Quote: Originally posted by soxfan121 on 2/22/2010
Wrong. Baserunners are the key thing in a hitter's park, and allowing extra basreunners due to poor defense is the worst thing you can do in a hitter's park. The second worst thing is not put enough guys on base to take advantage of the increased hits.
I see some Tacoma experience - which "hitters park" did you play in?
Each runner is more important in Tacoma than in Coors because of relative scarcity. Your position is conventional wisdom, and it's wrong.
In HBD the rates of walks and errors are not affected by stadiums, while hits are. Pitchers' parks decrease the number of baserunners on balls in play. As a result, those means of reaching base that do not involve hits (i.e., walks, HBP, and errors) are more valuable when they occur in pitchers' parks due to the relative scarcity of baserunners. An alert owner will play this fact into a natural advantage by maximizing walks and HBP on offense while minimizing walks, HBP, and errors on defense.

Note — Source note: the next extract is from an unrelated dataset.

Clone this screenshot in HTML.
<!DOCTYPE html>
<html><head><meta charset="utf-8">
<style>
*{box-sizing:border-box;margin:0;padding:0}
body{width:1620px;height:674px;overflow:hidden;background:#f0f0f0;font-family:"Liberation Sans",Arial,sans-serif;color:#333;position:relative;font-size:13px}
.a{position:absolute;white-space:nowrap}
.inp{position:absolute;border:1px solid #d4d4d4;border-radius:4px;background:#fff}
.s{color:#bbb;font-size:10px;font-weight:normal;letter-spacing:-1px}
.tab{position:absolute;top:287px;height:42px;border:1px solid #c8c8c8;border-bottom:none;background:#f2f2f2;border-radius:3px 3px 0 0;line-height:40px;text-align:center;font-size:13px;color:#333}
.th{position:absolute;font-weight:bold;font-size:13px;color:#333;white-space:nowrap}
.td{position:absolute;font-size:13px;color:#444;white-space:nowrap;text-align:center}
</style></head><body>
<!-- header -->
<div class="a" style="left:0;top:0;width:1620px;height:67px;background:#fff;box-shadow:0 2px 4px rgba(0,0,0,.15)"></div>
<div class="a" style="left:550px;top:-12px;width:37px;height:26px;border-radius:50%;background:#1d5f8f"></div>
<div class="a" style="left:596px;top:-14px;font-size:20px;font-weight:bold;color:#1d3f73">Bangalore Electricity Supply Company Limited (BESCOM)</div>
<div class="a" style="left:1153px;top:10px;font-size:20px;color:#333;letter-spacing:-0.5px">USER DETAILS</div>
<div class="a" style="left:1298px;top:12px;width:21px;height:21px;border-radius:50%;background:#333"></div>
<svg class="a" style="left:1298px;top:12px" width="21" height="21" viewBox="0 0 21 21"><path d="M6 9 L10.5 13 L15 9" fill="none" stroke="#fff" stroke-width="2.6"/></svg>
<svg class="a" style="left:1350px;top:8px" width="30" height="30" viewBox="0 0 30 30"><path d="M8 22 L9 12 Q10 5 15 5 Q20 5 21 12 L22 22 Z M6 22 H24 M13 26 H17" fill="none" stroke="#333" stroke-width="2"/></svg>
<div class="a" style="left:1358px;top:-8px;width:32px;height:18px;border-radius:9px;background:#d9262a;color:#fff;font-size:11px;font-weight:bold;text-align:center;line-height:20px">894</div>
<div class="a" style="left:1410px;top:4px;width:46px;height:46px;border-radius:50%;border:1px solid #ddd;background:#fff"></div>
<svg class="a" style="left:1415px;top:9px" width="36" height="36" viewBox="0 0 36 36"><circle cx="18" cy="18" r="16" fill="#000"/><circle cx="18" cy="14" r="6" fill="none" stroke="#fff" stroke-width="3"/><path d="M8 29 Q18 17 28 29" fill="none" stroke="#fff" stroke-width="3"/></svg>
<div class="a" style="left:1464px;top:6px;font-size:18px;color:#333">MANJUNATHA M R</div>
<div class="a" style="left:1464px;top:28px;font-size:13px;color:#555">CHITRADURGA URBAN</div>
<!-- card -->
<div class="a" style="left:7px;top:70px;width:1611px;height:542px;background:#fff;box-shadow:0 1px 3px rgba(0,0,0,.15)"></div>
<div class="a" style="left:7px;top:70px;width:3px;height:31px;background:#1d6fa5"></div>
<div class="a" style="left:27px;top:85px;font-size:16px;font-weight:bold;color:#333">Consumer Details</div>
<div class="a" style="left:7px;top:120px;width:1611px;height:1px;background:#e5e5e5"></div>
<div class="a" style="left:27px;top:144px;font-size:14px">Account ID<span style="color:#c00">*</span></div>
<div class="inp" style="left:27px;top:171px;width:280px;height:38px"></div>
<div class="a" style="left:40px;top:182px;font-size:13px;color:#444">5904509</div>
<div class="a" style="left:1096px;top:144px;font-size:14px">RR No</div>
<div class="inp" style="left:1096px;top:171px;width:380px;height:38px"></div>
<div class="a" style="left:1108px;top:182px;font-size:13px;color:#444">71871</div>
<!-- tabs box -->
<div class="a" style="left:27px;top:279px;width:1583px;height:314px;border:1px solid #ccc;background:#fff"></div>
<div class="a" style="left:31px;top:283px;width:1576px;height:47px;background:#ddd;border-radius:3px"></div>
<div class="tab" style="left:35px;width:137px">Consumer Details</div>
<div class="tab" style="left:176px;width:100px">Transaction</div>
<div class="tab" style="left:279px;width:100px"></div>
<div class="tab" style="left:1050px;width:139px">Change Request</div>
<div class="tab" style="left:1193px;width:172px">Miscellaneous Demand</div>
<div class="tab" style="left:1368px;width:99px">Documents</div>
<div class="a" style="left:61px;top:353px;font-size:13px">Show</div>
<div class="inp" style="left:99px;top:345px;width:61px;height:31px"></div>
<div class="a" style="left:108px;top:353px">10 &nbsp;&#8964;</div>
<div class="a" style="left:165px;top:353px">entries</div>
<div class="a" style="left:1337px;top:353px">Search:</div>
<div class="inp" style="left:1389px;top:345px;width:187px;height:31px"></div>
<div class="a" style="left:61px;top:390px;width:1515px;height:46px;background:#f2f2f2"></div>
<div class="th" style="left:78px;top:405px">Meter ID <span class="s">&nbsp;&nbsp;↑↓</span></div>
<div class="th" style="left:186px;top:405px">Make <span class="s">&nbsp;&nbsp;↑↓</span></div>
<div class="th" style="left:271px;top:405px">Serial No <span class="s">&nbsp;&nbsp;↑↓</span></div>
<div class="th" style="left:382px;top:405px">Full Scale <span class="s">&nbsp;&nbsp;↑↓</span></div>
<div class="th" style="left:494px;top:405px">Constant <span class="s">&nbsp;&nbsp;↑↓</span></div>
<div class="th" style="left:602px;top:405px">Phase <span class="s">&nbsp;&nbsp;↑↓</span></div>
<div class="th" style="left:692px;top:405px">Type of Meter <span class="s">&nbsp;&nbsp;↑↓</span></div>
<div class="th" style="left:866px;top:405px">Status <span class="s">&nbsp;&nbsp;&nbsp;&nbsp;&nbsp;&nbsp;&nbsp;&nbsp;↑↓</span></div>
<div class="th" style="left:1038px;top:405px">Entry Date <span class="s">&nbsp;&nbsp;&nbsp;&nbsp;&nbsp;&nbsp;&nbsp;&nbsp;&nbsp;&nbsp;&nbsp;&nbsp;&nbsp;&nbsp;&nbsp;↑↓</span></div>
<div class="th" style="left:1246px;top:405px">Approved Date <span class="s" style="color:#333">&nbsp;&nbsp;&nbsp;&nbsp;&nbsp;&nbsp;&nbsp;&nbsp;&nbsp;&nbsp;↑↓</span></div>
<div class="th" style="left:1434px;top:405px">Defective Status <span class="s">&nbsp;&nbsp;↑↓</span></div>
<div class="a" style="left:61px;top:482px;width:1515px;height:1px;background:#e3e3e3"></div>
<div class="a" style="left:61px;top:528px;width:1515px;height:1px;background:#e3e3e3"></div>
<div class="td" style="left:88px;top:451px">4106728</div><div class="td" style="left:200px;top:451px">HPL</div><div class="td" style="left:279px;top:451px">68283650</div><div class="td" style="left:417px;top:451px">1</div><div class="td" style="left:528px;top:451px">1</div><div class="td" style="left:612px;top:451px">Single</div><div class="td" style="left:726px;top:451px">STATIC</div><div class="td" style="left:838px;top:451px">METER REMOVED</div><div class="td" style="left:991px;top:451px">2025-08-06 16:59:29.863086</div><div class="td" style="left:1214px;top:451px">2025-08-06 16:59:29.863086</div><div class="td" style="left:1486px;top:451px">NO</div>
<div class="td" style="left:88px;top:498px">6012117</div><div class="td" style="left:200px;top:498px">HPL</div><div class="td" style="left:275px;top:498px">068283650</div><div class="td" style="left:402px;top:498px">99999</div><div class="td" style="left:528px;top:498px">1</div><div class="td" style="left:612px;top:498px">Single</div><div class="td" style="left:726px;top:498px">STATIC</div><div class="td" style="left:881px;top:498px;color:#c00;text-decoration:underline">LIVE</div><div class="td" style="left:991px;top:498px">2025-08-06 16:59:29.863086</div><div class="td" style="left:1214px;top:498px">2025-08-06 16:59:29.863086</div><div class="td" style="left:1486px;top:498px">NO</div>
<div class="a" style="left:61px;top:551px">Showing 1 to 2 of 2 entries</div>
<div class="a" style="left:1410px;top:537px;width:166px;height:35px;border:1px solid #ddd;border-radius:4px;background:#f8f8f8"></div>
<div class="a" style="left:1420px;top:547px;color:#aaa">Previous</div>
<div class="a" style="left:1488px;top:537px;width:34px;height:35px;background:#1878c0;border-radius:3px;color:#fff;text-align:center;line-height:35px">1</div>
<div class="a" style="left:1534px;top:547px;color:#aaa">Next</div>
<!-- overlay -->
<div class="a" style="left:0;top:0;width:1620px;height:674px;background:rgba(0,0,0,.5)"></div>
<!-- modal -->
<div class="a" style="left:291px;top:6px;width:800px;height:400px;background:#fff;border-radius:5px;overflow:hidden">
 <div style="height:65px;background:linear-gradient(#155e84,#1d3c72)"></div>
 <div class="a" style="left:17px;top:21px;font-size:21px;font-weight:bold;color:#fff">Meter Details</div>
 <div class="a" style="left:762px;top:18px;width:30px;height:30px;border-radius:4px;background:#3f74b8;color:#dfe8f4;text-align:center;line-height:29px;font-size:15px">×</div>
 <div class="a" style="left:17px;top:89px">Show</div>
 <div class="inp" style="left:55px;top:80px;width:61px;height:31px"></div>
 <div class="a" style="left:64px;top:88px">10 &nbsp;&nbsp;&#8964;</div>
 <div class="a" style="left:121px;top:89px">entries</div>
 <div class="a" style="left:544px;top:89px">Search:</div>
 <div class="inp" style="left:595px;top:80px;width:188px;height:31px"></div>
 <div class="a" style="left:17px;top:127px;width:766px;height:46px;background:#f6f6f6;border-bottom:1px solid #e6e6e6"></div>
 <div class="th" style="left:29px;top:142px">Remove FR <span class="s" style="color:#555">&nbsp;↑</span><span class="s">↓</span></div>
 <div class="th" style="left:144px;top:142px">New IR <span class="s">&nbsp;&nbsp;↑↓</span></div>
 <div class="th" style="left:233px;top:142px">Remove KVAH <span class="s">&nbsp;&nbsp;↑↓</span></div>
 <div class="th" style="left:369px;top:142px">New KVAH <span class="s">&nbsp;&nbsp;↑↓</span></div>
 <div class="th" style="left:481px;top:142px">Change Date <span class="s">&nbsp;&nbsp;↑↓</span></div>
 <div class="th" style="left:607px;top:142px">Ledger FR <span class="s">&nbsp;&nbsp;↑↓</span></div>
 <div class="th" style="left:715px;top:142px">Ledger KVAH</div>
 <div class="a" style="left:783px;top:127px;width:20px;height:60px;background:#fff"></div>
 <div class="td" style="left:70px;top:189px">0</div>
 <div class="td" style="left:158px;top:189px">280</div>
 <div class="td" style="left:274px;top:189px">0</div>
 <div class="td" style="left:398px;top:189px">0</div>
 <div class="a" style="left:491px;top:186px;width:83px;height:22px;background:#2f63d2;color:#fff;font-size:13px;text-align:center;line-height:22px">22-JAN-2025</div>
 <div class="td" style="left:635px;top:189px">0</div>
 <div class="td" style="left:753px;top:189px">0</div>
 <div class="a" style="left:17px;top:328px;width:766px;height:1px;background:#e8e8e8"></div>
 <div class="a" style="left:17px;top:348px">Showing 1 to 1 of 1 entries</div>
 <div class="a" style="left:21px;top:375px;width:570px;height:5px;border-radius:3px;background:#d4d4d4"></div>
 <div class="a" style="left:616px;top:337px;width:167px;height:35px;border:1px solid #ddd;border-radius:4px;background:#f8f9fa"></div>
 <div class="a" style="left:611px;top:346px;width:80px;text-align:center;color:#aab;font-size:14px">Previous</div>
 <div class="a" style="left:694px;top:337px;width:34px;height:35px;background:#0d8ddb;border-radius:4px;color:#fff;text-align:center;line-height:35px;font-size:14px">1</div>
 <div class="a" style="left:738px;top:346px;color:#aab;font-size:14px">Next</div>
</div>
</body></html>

Hitters' parks increase the number of baserunners on balls in play, and walks, HBP, and errors are relatively less valuable to teams because of the increase in baserunners. As a result, a player whose primary value lies in defense and walks will be relatively less valuable in a hitters' park than in a pitchers' park.
To illustrate the issue, think of it in terms of basic math. If your pitching and defense allows 500 walks+errors a year, would those baserunners account for a larger percentage of opponents' offense if you allowed 500 hits or 1,000? In the first case they account for fully half of all runners, while in the second they account for a third.